The DWP is to continue to hound the carers of a severely disabled teenager who won their case against being forced to pay the bedroom tax in the Court of Appeal yesterday. The DWP have said they will not accept the court’s decision and instead will take the case to the Supreme Court.
Paul and Susan Rutherford – themselves disabled - look after their severely disabled grandson, Warren, in their specially adapted home.
They have an additional bedroom in their home for carers who stay overnight twice a week to give Paul and Susan some respite. By caring for their grandson at home the Rutherfords save the taxpayer the massive cost of residential care for Warren.
But, in spite of David Cameron insisting in July 2013 that:
“Anyone who needs to have a carer sleeping in another bedroom is exempt from the spare room subsidy.”

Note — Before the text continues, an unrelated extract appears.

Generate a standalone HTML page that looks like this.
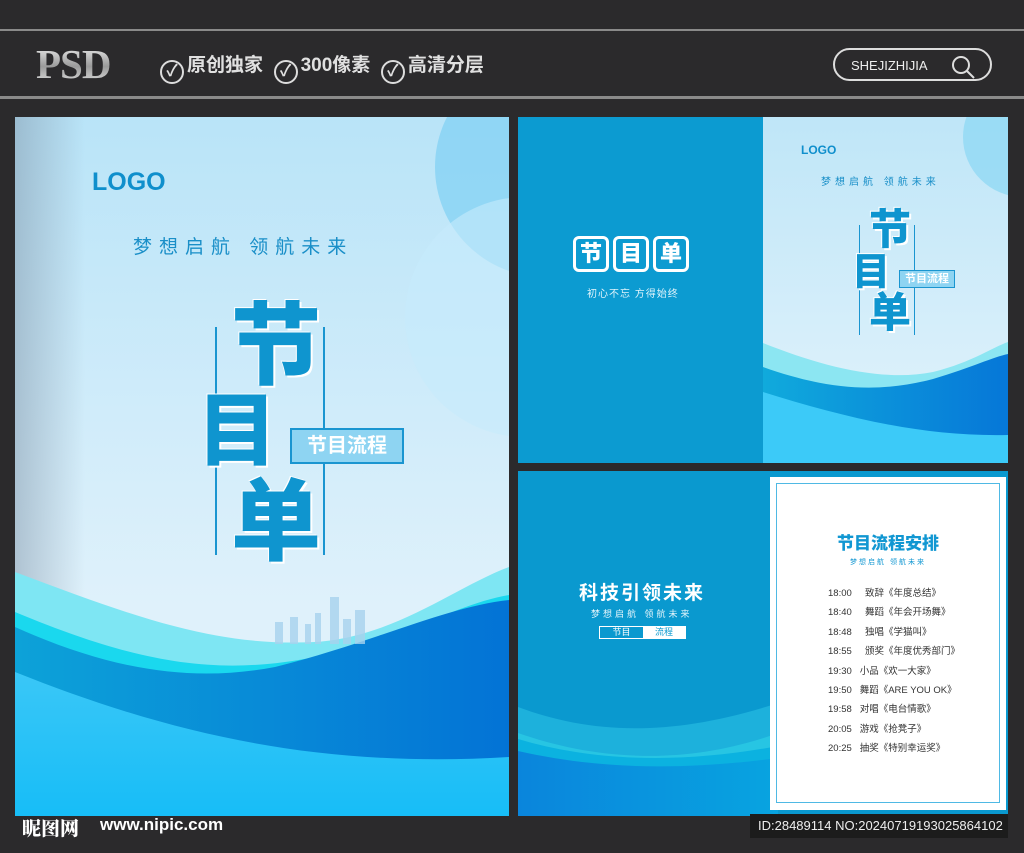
<!DOCTYPE html>
<html><head><meta charset="utf-8"><style>
*{margin:0;padding:0;box-sizing:border-box}
body{width:1024px;height:853px;background:#2b2a2c;position:relative;overflow:hidden;font-family:"Liberation Sans","Noto Sans CJK SC",sans-serif}
.a{position:absolute}
.cj{font-family:"Liberation Sans","Noto Sans CJK SC",sans-serif}
.big{position:absolute;font-weight:900;color:#0f95cf;line-height:1;text-shadow:2px 2px 0 #fff,-1px -1px 0 #fff;font-family:"Noto Sans CJK SC",sans-serif}
.ck{display:inline-block;width:24px;height:24px;border:2px solid #ddd;border-radius:50%;vertical-align:-5px;text-align:center;line-height:19px;font-size:16px;font-weight:bold;margin-right:3px}
</style></head><body>
<div class="a" style="left:0;top:29px;width:1024px;height:2px;background:#8a8a8a"></div>
<div class="a" style="left:0;top:96px;width:1024px;height:3px;background:#8a8a8a"></div>
<div class="a" style="left:36px;top:40px;font-family:'Liberation Serif',serif;font-weight:bold;font-size:41px;color:#e8e8e8;letter-spacing:-1px;background:linear-gradient(180deg,#fff,#9a9a9a 55%,#eee);-webkit-background-clip:text;background-clip:text;-webkit-text-fill-color:transparent">PSD</div>
<div class="a cj" style="left:160px;top:50px;font-size:19px;color:#e0e0e0;white-space:nowrap;font-weight:bold">
<span class="ck">✓</span>原创独家&nbsp;&nbsp;<span class="ck">✓</span>300像素&nbsp;&nbsp;<span class="ck">✓</span>高清分层</div>
<div class="a" style="left:833px;top:48px;width:159px;height:33px;border:2px solid #ddd;border-radius:17px;color:#eee;font-size:13px;padding:8px 0 0 16px">SHEJIZHIJIA</div>
<svg class="a" style="left:950px;top:54px" width="28" height="26"><circle cx="11" cy="11" r="8" fill="none" stroke="#ddd" stroke-width="2"/><path d="M17 17l7 7" stroke="#ddd" stroke-width="2"/></svg>

<!-- left panel -->
<div class="a" style="left:15px;top:117px;width:494px;height:699px;overflow:hidden;background:linear-gradient(180deg,#b9e4f8,#dff1fb 70%)">
<div class="a" style="left:420px;top:-60px;width:220px;height:220px;border-radius:50%;background:#7fd0f3;opacity:.7"></div>
<div class="a" style="left:390px;top:80px;width:240px;height:240px;border-radius:50%;background:#c7ebfb;opacity:.6"></div>
<div class="a" style="left:0;top:0;width:70px;height:699px;background:linear-gradient(90deg,rgba(120,140,160,.45),rgba(255,255,255,0))"></div>
<svg class="a" style="left:0;top:0" width="494" height="699">
<path d="M0 455 C120 500 200 530 300 525 C380 520 440 470 494 450 L494 699 L0 699Z" fill="#7ee6f3"/>
<path d="M0 495 C120 545 200 560 300 540 C400 515 450 485 494 478 L494 699 L0 699Z" fill="#1ad8ee"/>
<path d="M0 510 C100 555 180 565 260 550 C360 525 430 490 494 483 L494 699 L0 699Z" fill="url(#g1)"/>
<path d="M0 555 C150 615 300 652 494 640 L494 699 L0 699Z" fill="url(#g2)"/>
<defs><linearGradient id="g1" x1="0" x2="1"><stop offset="0" stop-color="#0da2d8"/><stop offset="1" stop-color="#0373d6"/></linearGradient>
<linearGradient id="g2" x1="0" y1="0" x2="0" y2="1"><stop offset="0" stop-color="#3ac7f7"/><stop offset="1" stop-color="#17bdf7"/></linearGradient></defs>
<g fill="#a8d3ee" opacity=".8"><rect x="260" y="505" width="8" height="22"/><rect x="275" y="500" width="8" height="27"/><rect x="290" y="507" width="6" height="20"/><rect x="300" y="496" width="6" height="31"/><rect x="315" y="480" width="9" height="47"/><rect x="328" y="502" width="8" height="25"/><rect x="340" y="493" width="10" height="34"/></g>
</svg>
<div class="a" style="left:77px;top:51px;font-size:25px;font-weight:bold;color:#0f8fcc">LOGO</div>
<div class="a cj" style="left:118px;top:115px;font-size:19px;color:#1a8fc8;letter-spacing:7px">梦想启航 领航未来</div>
<div class="a" style="left:200px;top:210px;width:3px;height:228px;border-left:2px solid #1a95d0"></div>
<div class="a" style="left:308px;top:210px;width:3px;height:228px;border-left:2px solid #1a95d0"></div>
<div class="big" style="left:216px;top:176px;font-size:90px">节</div>
<div class="big" style="left:182px;top:268px;font-size:80px">目</div>
<div class="big" style="left:216px;top:352px;font-size:90px">单</div>
<div class="a cj" style="left:275px;top:311px;width:114px;height:36px;border:2px solid #1a95d0;background:#8ed4f2;color:#fff;font-size:20px;font-weight:bold;text-align:center;line-height:32px">节目流程</div>
</div>

<!-- top right -->
<div class="a" style="left:518px;top:117px;width:245px;height:346px;background:#0c9bd1"></div>
<div class="a cj" style="left:573px;top:236px;white-space:nowrap">
<span style="display:inline-block;width:36px;height:36px;border:3px solid #fff;border-radius:6px;color:#fff;font-size:22px;font-weight:900;text-align:center;line-height:30px;margin-right:4px">节</span><span style="display:inline-block;width:36px;height:36px;border:3px solid #fff;border-radius:6px;color:#fff;font-size:22px;font-weight:900;text-align:center;line-height:30px;margin-right:4px">目</span><span style="display:inline-block;width:36px;height:36px;border:3px solid #fff;border-radius:6px;color:#fff;font-size:22px;font-weight:900;text-align:center;line-height:30px">单</span></div>
<div class="a cj" style="left:587px;top:285px;color:#dff3fb;font-size:10px;letter-spacing:1px">初心不忘 方得始终</div>
<div class="a" style="left:763px;top:117px;width:245px;height:346px;overflow:hidden;background:linear-gradient(180deg,#bfe6f8,#e3f3fb)">
<div class="a" style="left:200px;top:-40px;width:120px;height:120px;border-radius:50%;background:#8ad7f4;opacity:.7"></div>
<svg class="a" style="left:0;top:0" width="245" height="346">
<path d="M0 226 C60 250 120 265 170 255 C210 245 230 230 245 225 L245 346 L0 346Z" fill="#8ce6f2"/>
<path d="M0 250 C70 275 120 275 170 262 C210 250 230 240 245 237 L245 346 L0 346Z" fill="url(#g3)"/>
<path d="M0 275 C80 300 160 320 245 318 L245 346 L0 346Z" fill="#3ccaf8"/>
<defs><linearGradient id="g3" x1="0" x2="1"><stop offset="0" stop-color="#10aadc"/><stop offset="1" stop-color="#0677d8"/></linearGradient></defs>
</svg>
<div class="a" style="left:38px;top:26px;font-size:12px;font-weight:bold;color:#0f8fcc">LOGO</div>
<div class="a cj" style="left:58px;top:56px;font-size:10px;color:#1a8fc8;letter-spacing:4px">梦想启航 领航未来</div>
<div class="a" style="left:96px;top:108px;height:110px;border-left:1px solid #1a95d0"></div>
<div class="a" style="left:151px;top:108px;height:110px;border-left:1px solid #1a95d0"></div>
<div class="big" style="left:106px;top:89px;font-size:42px">节</div>
<div class="big" style="left:89px;top:133px;font-size:38px">目</div>
<div class="big" style="left:106px;top:172px;font-size:42px">单</div>
<div class="a cj" style="left:136px;top:153px;width:56px;height:18px;border:1px solid #1a95d0;background:#8ed4f2;color:#fff;font-size:11px;font-weight:bold;text-align:center;line-height:16px">节目流程</div>
</div>

<!-- bottom right -->
<div class="a" style="left:518px;top:471px;width:490px;height:345px;overflow:hidden;background:#0a99cf">
<svg class="a" style="left:0;top:0" width="260" height="345">
<path d="M0 236 C70 262 150 268 260 232 L260 345 L0 345Z" fill="#22b7df" opacity=".8"/>
<path d="M0 262 C80 290 170 295 260 262 L260 345 L0 345Z" fill="#2ccde6" opacity=".7"/>
<path d="M0 268 C80 292 170 292 260 275 L260 345 L0 345Z" fill="#0bb2e0"/>
<path d="M0 280 C80 298 160 300 260 287 L260 345 L0 345Z" fill="url(#g4)"/>
<defs><linearGradient id="g4" x1="0" x2="1"><stop offset="0" stop-color="#0a85dc"/><stop offset="1" stop-color="#08a4e0"/></linearGradient></defs>
</svg>
<div class="a cj" style="left:61px;top:107px;font-size:19px;font-weight:bold;color:#fff;letter-spacing:2px">科技引领未来</div>
<div class="a cj" style="left:73px;top:136px;font-size:9px;color:#e6f6fc;letter-spacing:3px">梦想启航 领航未来</div>
<div class="a cj" style="left:81px;top:155px;width:87px;height:13px;border:1px solid #fff;font-size:9px;line-height:11px;color:#fff;white-space:nowrap"><span style="display:inline-block;width:43px;text-align:center">节目</span><span style="display:inline-block;width:42px;text-align:center;background:#fff;color:#0a99cf">流程</span></div>
<div class="a" style="left:252px;top:6px;width:236px;height:333px;background:#fff"></div>
<div class="a" style="left:258px;top:12px;width:224px;height:320px;border:1px solid #4fb9e4"></div>
<div class="a cj" style="left:252px;top:58px;width:236px;text-align:center;font-size:17px;font-weight:900;color:#1197d2">节目流程安排</div>
<div class="a cj" style="left:252px;top:86px;width:236px;text-align:center;font-size:7px;color:#1197d2;letter-spacing:2px">梦想启航 领航未来</div>
<div class="a cj" style="left:310px;top:113px;font-size:9.5px;color:#333;line-height:19.4px;white-space:pre">18:00     致辞《年度总结》
18:40     舞蹈《年会开场舞》
18:48     独唱《学猫叫》
18:55     颁奖《年度优秀部门》
19:30   小品《欢一大家》
19:50   舞蹈《ARE YOU OK》
19:58   对唱《电台情歌》
20:05   游戏《抢凳子》
20:25   抽奖《特别幸运奖》</div>
</div>
<div class="a cj" style="left:22px;top:814px;font-size:19px;font-weight:900;color:#fff;font-family:'Noto Serif CJK SC',serif">昵图网</div>
<div class="a" style="left:100px;top:815px;font-size:17px;font-weight:bold;color:#fff">www.nipic.com</div>
<div class="a" style="left:750px;top:814px;width:258px;height:24px;background:#1c1c1c;color:#eee;font-size:13px;line-height:24px;padding-left:8px;white-space:nowrap">ID:28489114 NO:20240719193025864102</div>
</body></html>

the Rutherford’s have been hit by the bedroom tax. This is because a spare room for carers is only permitted if it is the claimant or their partner who needs a carer, not if it is a disabled child.
When they applied to their local council for a discretionary housing payment the Rutherfords were initially refused that on the grounds that they should use Warren’s DLA to pay for the shortfall in their rent.
Yesterday the Court of Appeal held that the DWP had unlawfully discriminated against the Rutherfords and against another claimant who has a panic room installed in her home.
The decision by the DWP to appeal the case to the supreme court means many more months of worry and uncertainty for the Rutherfords.